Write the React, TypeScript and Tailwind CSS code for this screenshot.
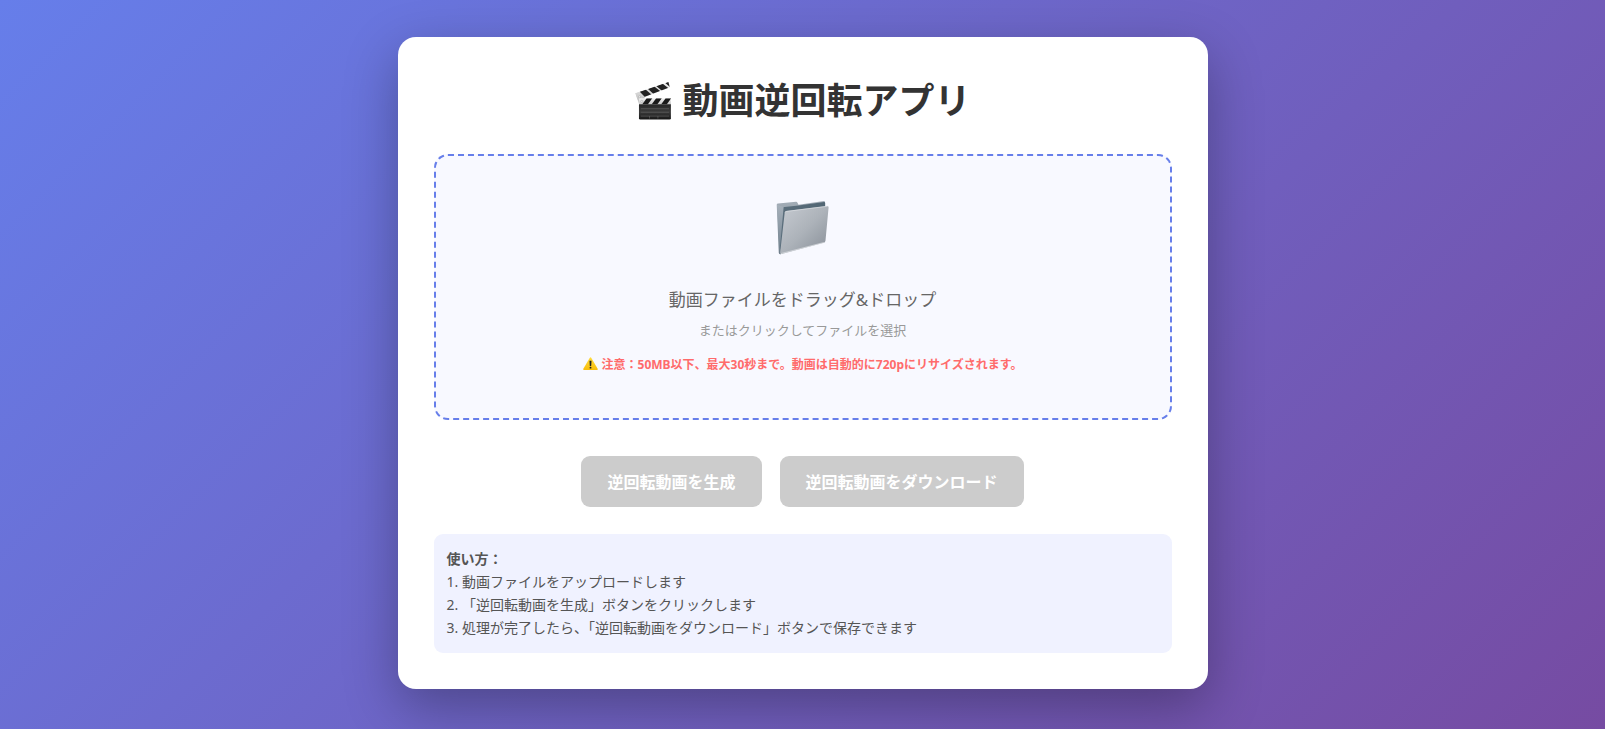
import React from "react";

function ClapperIcon() {
  return (
    <svg aria-hidden="true" viewBox="12 15 108 114" className="h-10 w-[38px] shrink-0">
      <defs>
        <linearGradient id="slate" x1="0" y1="0" x2="0" y2="1">
          <stop offset="0" stopColor="#262626" />
          <stop offset="0.5" stopColor="#3a3a3a" />
          <stop offset="1" stopColor="#161616" />
        </linearGradient>
        <linearGradient id="stick" x1="0" y1="0" x2="0" y2="1">
          <stop offset="0" stopColor="#f4f4f4" />
          <stop offset="1" stopColor="#c4c4c4" />
        </linearGradient>
        <clipPath id="upper">
          <path d="M16 50 L110 18 L114 33 L22 68 Z" />
        </clipPath>
        <clipPath id="lower">
          <path d="M26 64 H117 V82 H26 Z" />
        </clipPath>
      </defs>
      <path d="M16 50 L30 46 L42 60 V80 H26 Z" fill="#c2c2c2" />
      <path d="M16 50 L110 18 L114 33 L22 68 Z" fill="url(#stick)" />
      <g clipPath="url(#upper)" fill="#222">
        <path d="M27 44 L45 39 L63 55 L45 63 Z" />
        <path d="M51 37 L69 30 L88 45 L70 54 Z" />
        <path d="M75 29 L93 22 L112 37 L94 45 Z" />
        <path d="M100 20 L112 16 L122 28 L117 34 Z" />
      </g>
      <path d="M26 64 H117 V82 H26 Z" fill="url(#stick)" />
      <g clipPath="url(#lower)" fill="#1a1a1a">
        <path d="M48 64 H64 L51 82 H35 Z" />
        <path d="M75 64 H91 L78 82 H62 Z" />
        <path d="M102 64 H118 L105 82 H89 Z" />
      </g>
      <circle cx="28" cy="60" r="3" fill="#eee" stroke="#888" />
      <circle cx="34" cy="73" r="3" fill="#eee" stroke="#888" />
      <path d="M26 81 H117 V121 Q117 125 113 125 H30 Q26 125 26 121 Z" fill="url(#slate)" />
      <path d="M31 94 H112 M31 104 H112 M31 115 H112" stroke="#727272" strokeWidth="1.5" />
      <path d="M56 115 V122 M80 115 V122" stroke="#727272" strokeWidth="1.5" />
    </svg>
  );
}

function FolderIcon() {
  return (
    <svg aria-hidden="true" viewBox="48 33 156 162" className="h-14 w-[54px]">
      <defs>
        <linearGradient id="folderBack" x1="0" y1="0" x2="0" y2="1">
          <stop offset="0" stopColor="#a3adb7" />
          <stop offset="1" stopColor="#6c7c88" />
        </linearGradient>
        <linearGradient id="folderInner" x1="0" y1="0" x2="1" y2="0">
          <stop offset="0" stopColor="#5b6e7c" />
          <stop offset="1" stopColor="#516674" />
        </linearGradient>
        <linearGradient id="folderEdge" x1="0" y1="0" x2="0" y2="1">
          <stop offset="0" stopColor="#a6b0ba" />
          <stop offset="1" stopColor="#71828f" />
        </linearGradient>
        <linearGradient id="folderFront" x1="0" y1="0" x2="1" y2="1">
          <stop offset="0" stopColor="#c6cbd1" />
          <stop offset="0.5" stopColor="#adb3ba" />
          <stop offset="1" stopColor="#878e97" />
        </linearGradient>
      </defs>
      <path d="M50 47 Q50 43 54 43 L106 38 Q109 38 110 41 L113 47 L186 36 Q190 36 190 40 V120 L62 190 Q57 191 56 186 Z" fill="url(#folderBack)" />
      <path d="M66 54 L113 49 L187 39 Q190 39 190 42 V90 L64 182 L58 170 Z" fill="url(#folderInner)" />
      <path d="M51 47 L70 53 L63 130 L58 184 Z" fill="url(#folderEdge)" />
      <path d="M73 70 Q74 66 78 65 L196 50 Q201 50 200 55 L191 151 Q190 156 186 157 L64 189 Q59 190 60 185 Z" fill="url(#folderFront)" />
      <path d="M74 69 Q75 66 78 66 L197 51" fill="none" stroke="#dde1e5" strokeWidth="2" />
      <path d="M62 188 L186 156" fill="none" stroke="#dde0e4" strokeWidth="2" />
    </svg>
  );
}

function WarningIcon() {
  return (
    <svg aria-hidden="true" viewBox="0 0 45 48" className="h-4 w-[15px] shrink-0">
      <defs>
        <linearGradient id="warn" x1="0" y1="0" x2="0" y2="1">
          <stop offset="0" stopColor="#ffdc3c" />
          <stop offset="1" stopColor="#f8bd0c" />
        </linearGradient>
      </defs>
      <path d="M20 3 Q22.500 -1 25 3 L44 35 Q45 39 41 39 H4 Q0 39 1 35 Z" fill="url(#warn)" />
      <path d="M19.500 11 H25.500 L24.500 27 H20.500 Z" fill="#222" />
      <circle cx="22.500" cy="32" r="2.800" fill="#222" />
    </svg>
  );
}

const buttonClass =
  "h-[51px] rounded-[9px] bg-[#667eea] px-[26px] text-base font-bold text-white disabled:cursor-not-allowed disabled:bg-[#cccccc]";

export default function App() {
  return (
    <main
      lang="ja"
      className="flex min-h-screen items-center justify-center bg-linear-[135deg] from-[#667eea] to-[#764ba2] px-4 pt-[37px] pb-10 font-['Noto_Sans','Noto_Sans_CJK_JP',sans-serif]"
    >
      <div className="w-full max-w-[810px] rounded-[18px] bg-white p-9 shadow-[0_18px_54px_rgba(0,0,0,0.3)]">
        <h1 className="mb-[25px] flex items-center justify-center gap-[10px] text-4xl/[56px] font-bold text-[#333333]">
          <ClapperIcon />
          動画逆回転アプリ
        </h1>

        <label className="flex cursor-pointer flex-col items-center rounded-[14px] border-2 border-dashed border-[#667eea] bg-[#f8f9ff] px-9 py-11 text-center">
          <FolderIcon />
          <span className="mt-[31px] text-[17px]/[26px] text-[#666666]">動画ファイルをドラッグ&amp;ドロップ</span>
          <span className="mt-[7px] text-[13px]/[20px] text-[#999999]">またはクリックしてファイルを選択</span>
          <span className="mt-4 flex items-center gap-1 text-xs/[18px] font-bold text-[#ff6b6b]">
            <WarningIcon />
            注意：50MB以下、最大30秒まで。動画は自動的に720pにリサイズされます。
          </span>
          <input type="file" accept="video/*" className="hidden" />
        </label>

        <div className="mt-9 flex flex-wrap justify-center gap-[18px]">
          <button type="button" disabled className={buttonClass}>
            逆回転動画を生成
          </button>
          <button type="button" disabled className={buttonClass}>
            逆回転動画をダウンロード
          </button>
        </div>

        <section className="mt-[27px] rounded-[9px] bg-[#f0f2ff] px-[13px] pt-[13px] pb-[14px] text-sm/[23px] text-[#555555]">
          <strong className="block font-bold">使い方：</strong>
          <p>1. 動画ファイルをアップロードします</p>
          <p>2. 「逆回転動画を生成」ボタンをクリックします</p>
          <p>3. 処理が完了したら、「逆回転動画をダウンロード」ボタンで保存できます</p>
        </section>
      </div>
    </main>
  );
}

§ AIM OF THE EXERCISE:
Leave every image out, and retype the material exactly.

§ RESULT OF THIS EXERCISE:
Write the React, TypeScript and Tailwind CSS code for this screenshot.
import React from "react";

function ClapperIcon() {
  return (
    <svg aria-hidden="true" viewBox="12 15 108 114" className="h-10 w-[38px] shrink-0">
      <defs>
        <linearGradient id="slate" x1="0" y1="0" x2="0" y2="1">
          <stop offset="0" stopColor="#262626" />
          <stop offset="0.5" stopColor="#3a3a3a" />
          <stop offset="1" stopColor="#161616" />
        </linearGradient>
        <linearGradient id="stick" x1="0" y1="0" x2="0" y2="1">
          <stop offset="0" stopColor="#f4f4f4" />
          <stop offset="1" stopColor="#c4c4c4" />
        </linearGradient>
        <clipPath id="upper">
          <path d="M16 50 L110 18 L114 33 L22 68 Z" />
        </clipPath>
        <clipPath id="lower">
          <path d="M26 64 H117 V82 H26 Z" />
        </clipPath>
      </defs>
      <path d="M16 50 L30 46 L42 60 V80 H26 Z" fill="#c2c2c2" />
      <path d="M16 50 L110 18 L114 33 L22 68 Z" fill="url(#stick)" />
      <g clipPath="url(#upper)" fill="#222">
        <path d="M27 44 L45 39 L63 55 L45 63 Z" />
        <path d="M51 37 L69 30 L88 45 L70 54 Z" />
        <path d="M75 29 L93 22 L112 37 L94 45 Z" />
        <path d="M100 20 L112 16 L122 28 L117 34 Z" />
      </g>
      <path d="M26 64 H117 V82 H26 Z" fill="url(#stick)" />
      <g clipPath="url(#lower)" fill="#1a1a1a">
        <path d="M48 64 H64 L51 82 H35 Z" />
        <path d="M75 64 H91 L78 82 H62 Z" />
        <path d="M102 64 H118 L105 82 H89 Z" />
      </g>
      <circle cx="28" cy="60" r="3" fill="#eee" stroke="#888" />
      <circle cx="34" cy="73" r="3" fill="#eee" stroke="#888" />
      <path d="M26 81 H117 V121 Q117 125 113 125 H30 Q26 125 26 121 Z" fill="url(#slate)" />
      <path d="M31 94 H112 M31 104 H112 M31 115 H112" stroke="#727272" strokeWidth="1.5" />
      <path d="M56 115 V122 M80 115 V122" stroke="#727272" strokeWidth="1.5" />
    </svg>
  );
}

function FolderIcon() {
  return (
    <svg aria-hidden="true" viewBox="48 33 156 162" className="h-14 w-[54px]">
      <defs>
        <linearGradient id="folderBack" x1="0" y1="0" x2="0" y2="1">
          <stop offset="0" stopColor="#a3adb7" />
          <stop offset="1" stopColor="#6c7c88" />
        </linearGradient>
        <linearGradient id="folderInner" x1="0" y1="0" x2="1" y2="0">
          <stop offset="0" stopColor="#5b6e7c" />
          <stop offset="1" stopColor="#516674" />
        </linearGradient>
        <linearGradient id="folderEdge" x1="0" y1="0" x2="0" y2="1">
          <stop offset="0" stopColor="#a6b0ba" />
          <stop offset="1" stopColor="#71828f" />
        </linearGradient>
        <linearGradient id="folderFront" x1="0" y1="0" x2="1" y2="1">
          <stop offset="0" stopColor="#c6cbd1" />
          <stop offset="0.5" stopColor="#adb3ba" />
          <stop offset="1" stopColor="#878e97" />
        </linearGradient>
      </defs>
      <path d="M50 47 Q50 43 54 43 L106 38 Q109 38 110 41 L113 47 L186 36 Q190 36 190 40 V120 L62 190 Q57 191 56 186 Z" fill="url(#folderBack)" />
      <path d="M66 54 L113 49 L187 39 Q190 39 190 42 V90 L64 182 L58 170 Z" fill="url(#folderInner)" />
      <path d="M51 47 L70 53 L63 130 L58 184 Z" fill="url(#folderEdge)" />
      <path d="M73 70 Q74 66 78 65 L196 50 Q201 50 200 55 L191 151 Q190 156 186 157 L64 189 Q59 190 60 185 Z" fill="url(#folderFront)" />
      <path d="M74 69 Q75 66 78 66 L197 51" fill="none" stroke="#dde1e5" strokeWidth="2" />
      <path d="M62 188 L186 156" fill="none" stroke="#dde0e4" strokeWidth="2" />
    </svg>
  );
}

function WarningIcon() {
  return (
    <svg aria-hidden="true" viewBox="0 0 45 48" className="h-4 w-[15px] shrink-0">
      <defs>
        <linearGradient id="warn" x1="0" y1="0" x2="0" y2="1">
          <stop offset="0" stopColor="#ffdc3c" />
          <stop offset="1" stopColor="#f8bd0c" />
        </linearGradient>
      </defs>
      <path d="M20 3 Q22.500 -1 25 3 L44 35 Q45 39 41 39 H4 Q0 39 1 35 Z" fill="url(#warn)" />
      <path d="M19.500 11 H25.500 L24.500 27 H20.500 Z" fill="#222" />
      <circle cx="22.500" cy="32" r="2.800" fill="#222" />
    </svg>
  );
}

const buttonClass =
  "h-[51px] rounded-[9px] bg-[#667eea] px-[26px] text-base font-bold text-white disabled:cursor-not-allowed disabled:bg-[#cccccc]";

export default function App() {
  return (
    <main
      lang="ja"
      className="flex min-h-screen items-center justify-center bg-linear-[135deg] from-[#667eea] to-[#764ba2] px-4 pt-[37px] pb-10 font-['Noto_Sans','Noto_Sans_CJK_JP',sans-serif]"
    >
      <div className="w-full max-w-[810px] rounded-[18px] bg-white p-9 shadow-[0_18px_54px_rgba(0,0,0,0.3)]">
        <h1 className="mb-[25px] flex items-center justify-center gap-[10px] text-4xl/[56px] font-bold text-[#333333]">
          <ClapperIcon />
          動画逆回転アプリ
        </h1>

        <label className="flex cursor-pointer flex-col items-center rounded-[14px] border-2 border-dashed border-[#667eea] bg-[#f8f9ff] px-9 py-11 text-center">
          <FolderIcon />
          <span className="mt-[31px] text-[17px]/[26px] text-[#666666]">動画ファイルをドラッグ&amp;ドロップ</span>
          <span className="mt-[7px] text-[13px]/[20px] text-[#999999]">またはクリックしてファイルを選択</span>
          <span className="mt-4 flex items-center gap-1 text-xs/[18px] font-bold text-[#ff6b6b]">
            <WarningIcon />
            注意：50MB以下、最大30秒まで。動画は自動的に720pにリサイズされます。
          </span>
          <input type="file" accept="video/*" className="hidden" />
        </label>

        <div className="mt-9 flex flex-wrap justify-center gap-[18px]">
          <button type="button" disabled className={buttonClass}>
            逆回転動画を生成
          </button>
          <button type="button" disabled className={buttonClass}>
            逆回転動画をダウンロード
          </button>
        </div>

        <section className="mt-[27px] rounded-[9px] bg-[#f0f2ff] px-[13px] pt-[13px] pb-[14px] text-sm/[23px] text-[#555555]">
          <strong className="block font-bold">使い方：</strong>
          <p>1. 動画ファイルをアップロードします</p>
          <p>2. 「逆回転動画を生成」ボタンをクリックします</p>
          <p>3. 処理が完了したら、「逆回転動画をダウンロード」ボタンで保存できます</p>
        </section>
      </div>
    </main>
  );
}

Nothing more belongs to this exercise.